__SOURCE MATERIAL__.
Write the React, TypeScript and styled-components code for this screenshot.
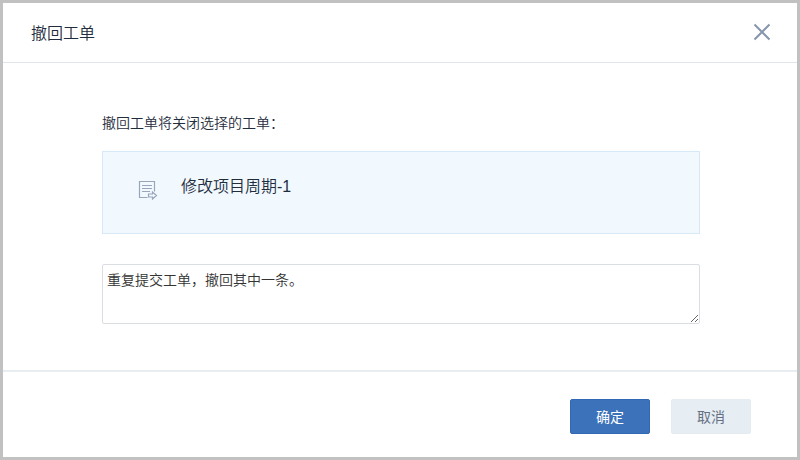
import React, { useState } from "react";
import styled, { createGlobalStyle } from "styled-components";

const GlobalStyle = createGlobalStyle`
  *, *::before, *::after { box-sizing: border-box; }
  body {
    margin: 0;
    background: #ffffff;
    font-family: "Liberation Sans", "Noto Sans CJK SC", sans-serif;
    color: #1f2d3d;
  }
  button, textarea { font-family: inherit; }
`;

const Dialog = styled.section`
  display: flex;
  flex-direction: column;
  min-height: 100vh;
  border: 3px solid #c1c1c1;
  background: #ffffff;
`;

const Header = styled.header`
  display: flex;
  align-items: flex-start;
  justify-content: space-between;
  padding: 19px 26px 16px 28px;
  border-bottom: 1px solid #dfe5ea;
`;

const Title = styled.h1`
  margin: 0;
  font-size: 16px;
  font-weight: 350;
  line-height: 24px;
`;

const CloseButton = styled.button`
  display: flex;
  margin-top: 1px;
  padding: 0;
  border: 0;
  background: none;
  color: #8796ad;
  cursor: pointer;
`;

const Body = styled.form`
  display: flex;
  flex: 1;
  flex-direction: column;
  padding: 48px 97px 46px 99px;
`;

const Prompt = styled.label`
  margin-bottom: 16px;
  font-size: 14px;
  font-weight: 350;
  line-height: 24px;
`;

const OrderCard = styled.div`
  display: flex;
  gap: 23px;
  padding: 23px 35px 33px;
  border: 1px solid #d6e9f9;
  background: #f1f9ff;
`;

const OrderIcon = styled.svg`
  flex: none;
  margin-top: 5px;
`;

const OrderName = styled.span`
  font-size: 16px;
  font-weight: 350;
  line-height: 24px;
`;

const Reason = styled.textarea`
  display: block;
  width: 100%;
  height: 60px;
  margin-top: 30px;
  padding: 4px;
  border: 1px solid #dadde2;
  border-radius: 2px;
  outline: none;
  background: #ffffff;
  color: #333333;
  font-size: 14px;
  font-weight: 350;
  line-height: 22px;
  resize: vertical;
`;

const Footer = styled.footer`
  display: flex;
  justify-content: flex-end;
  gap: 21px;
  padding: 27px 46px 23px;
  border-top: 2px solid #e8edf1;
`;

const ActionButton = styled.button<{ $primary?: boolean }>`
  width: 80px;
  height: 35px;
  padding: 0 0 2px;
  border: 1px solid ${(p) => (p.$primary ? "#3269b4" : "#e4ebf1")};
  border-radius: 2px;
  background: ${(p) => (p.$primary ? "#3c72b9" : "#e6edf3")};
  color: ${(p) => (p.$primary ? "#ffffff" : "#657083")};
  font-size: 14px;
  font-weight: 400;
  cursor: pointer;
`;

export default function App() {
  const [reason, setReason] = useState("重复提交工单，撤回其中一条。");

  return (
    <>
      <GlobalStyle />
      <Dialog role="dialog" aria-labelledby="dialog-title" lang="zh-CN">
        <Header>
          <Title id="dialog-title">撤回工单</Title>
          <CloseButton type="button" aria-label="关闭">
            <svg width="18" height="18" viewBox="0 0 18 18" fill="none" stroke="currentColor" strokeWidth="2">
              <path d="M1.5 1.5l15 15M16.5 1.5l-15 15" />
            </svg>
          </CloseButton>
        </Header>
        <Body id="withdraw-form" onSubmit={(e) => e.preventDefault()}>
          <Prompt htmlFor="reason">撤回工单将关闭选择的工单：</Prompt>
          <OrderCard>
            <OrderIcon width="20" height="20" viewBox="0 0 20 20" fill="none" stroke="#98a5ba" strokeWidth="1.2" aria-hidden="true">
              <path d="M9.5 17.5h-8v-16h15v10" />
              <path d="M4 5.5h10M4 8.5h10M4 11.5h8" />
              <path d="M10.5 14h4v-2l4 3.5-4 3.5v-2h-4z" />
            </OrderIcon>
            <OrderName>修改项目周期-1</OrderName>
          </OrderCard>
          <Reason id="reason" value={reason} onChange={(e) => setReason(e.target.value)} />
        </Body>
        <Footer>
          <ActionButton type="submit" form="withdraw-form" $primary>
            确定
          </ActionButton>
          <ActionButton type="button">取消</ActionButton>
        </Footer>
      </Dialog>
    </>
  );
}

__STATED GOAL__. Quote the material exactly. Pictures stay out.

__COMPLETE OUTPUT__.
Write the React, TypeScript and styled-components code for this screenshot.
import React, { useState } from "react";
import styled, { createGlobalStyle } from "styled-components";

const GlobalStyle = createGlobalStyle`
  *, *::before, *::after { box-sizing: border-box; }
  body {
    margin: 0;
    background: #ffffff;
    font-family: "Liberation Sans", "Noto Sans CJK SC", sans-serif;
    color: #1f2d3d;
  }
  button, textarea { font-family: inherit; }
`;

const Dialog = styled.section`
  display: flex;
  flex-direction: column;
  min-height: 100vh;
  border: 3px solid #c1c1c1;
  background: #ffffff;
`;

const Header = styled.header`
  display: flex;
  align-items: flex-start;
  justify-content: space-between;
  padding: 19px 26px 16px 28px;
  border-bottom: 1px solid #dfe5ea;
`;

const Title = styled.h1`
  margin: 0;
  font-size: 16px;
  font-weight: 350;
  line-height: 24px;
`;

const CloseButton = styled.button`
  display: flex;
  margin-top: 1px;
  padding: 0;
  border: 0;
  background: none;
  color: #8796ad;
  cursor: pointer;
`;

const Body = styled.form`
  display: flex;
  flex: 1;
  flex-direction: column;
  padding: 48px 97px 46px 99px;
`;

const Prompt = styled.label`
  margin-bottom: 16px;
  font-size: 14px;
  font-weight: 350;
  line-height: 24px;
`;

const OrderCard = styled.div`
  display: flex;
  gap: 23px;
  padding: 23px 35px 33px;
  border: 1px solid #d6e9f9;
  background: #f1f9ff;
`;

const OrderIcon = styled.svg`
  flex: none;
  margin-top: 5px;
`;

const OrderName = styled.span`
  font-size: 16px;
  font-weight: 350;
  line-height: 24px;
`;

const Reason = styled.textarea`
  display: block;
  width: 100%;
  height: 60px;
  margin-top: 30px;
  padding: 4px;
  border: 1px solid #dadde2;
  border-radius: 2px;
  outline: none;
  background: #ffffff;
  color: #333333;
  font-size: 14px;
  font-weight: 350;
  line-height: 22px;
  resize: vertical;
`;

const Footer = styled.footer`
  display: flex;
  justify-content: flex-end;
  gap: 21px;
  padding: 27px 46px 23px;
  border-top: 2px solid #e8edf1;
`;

const ActionButton = styled.button<{ $primary?: boolean }>`
  width: 80px;
  height: 35px;
  padding: 0 0 2px;
  border: 1px solid ${(p) => (p.$primary ? "#3269b4" : "#e4ebf1")};
  border-radius: 2px;
  background: ${(p) => (p.$primary ? "#3c72b9" : "#e6edf3")};
  color: ${(p) => (p.$primary ? "#ffffff" : "#657083")};
  font-size: 14px;
  font-weight: 400;
  cursor: pointer;
`;

export default function App() {
  const [reason, setReason] = useState("重复提交工单，撤回其中一条。");

  return (
    <>
      <GlobalStyle />
      <Dialog role="dialog" aria-labelledby="dialog-title" lang="zh-CN">
        <Header>
          <Title id="dialog-title">撤回工单</Title>
          <CloseButton type="button" aria-label="关闭">
            <svg width="18" height="18" viewBox="0 0 18 18" fill="none" stroke="currentColor" strokeWidth="2">
              <path d="M1.5 1.5l15 15M16.5 1.5l-15 15" />
            </svg>
          </CloseButton>
        </Header>
        <Body id="withdraw-form" onSubmit={(e) => e.preventDefault()}>
          <Prompt htmlFor="reason">撤回工单将关闭选择的工单：</Prompt>
          <OrderCard>
            <OrderIcon width="20" height="20" viewBox="0 0 20 20" fill="none" stroke="#98a5ba" strokeWidth="1.2" aria-hidden="true">
              <path d="M9.5 17.5h-8v-16h15v10" />
              <path d="M4 5.5h10M4 8.5h10M4 11.5h8" />
              <path d="M10.5 14h4v-2l4 3.5-4 3.5v-2h-4z" />
            </OrderIcon>
            <OrderName>修改项目周期-1</OrderName>
          </OrderCard>
          <Reason id="reason" value={reason} onChange={(e) => setReason(e.target.value)} />
        </Body>
        <Footer>
          <ActionButton type="submit" form="withdraw-form" $primary>
            确定
          </ActionButton>
          <ActionButton type="button">取消</ActionButton>
        </Footer>
      </Dialog>
    </>
  );
}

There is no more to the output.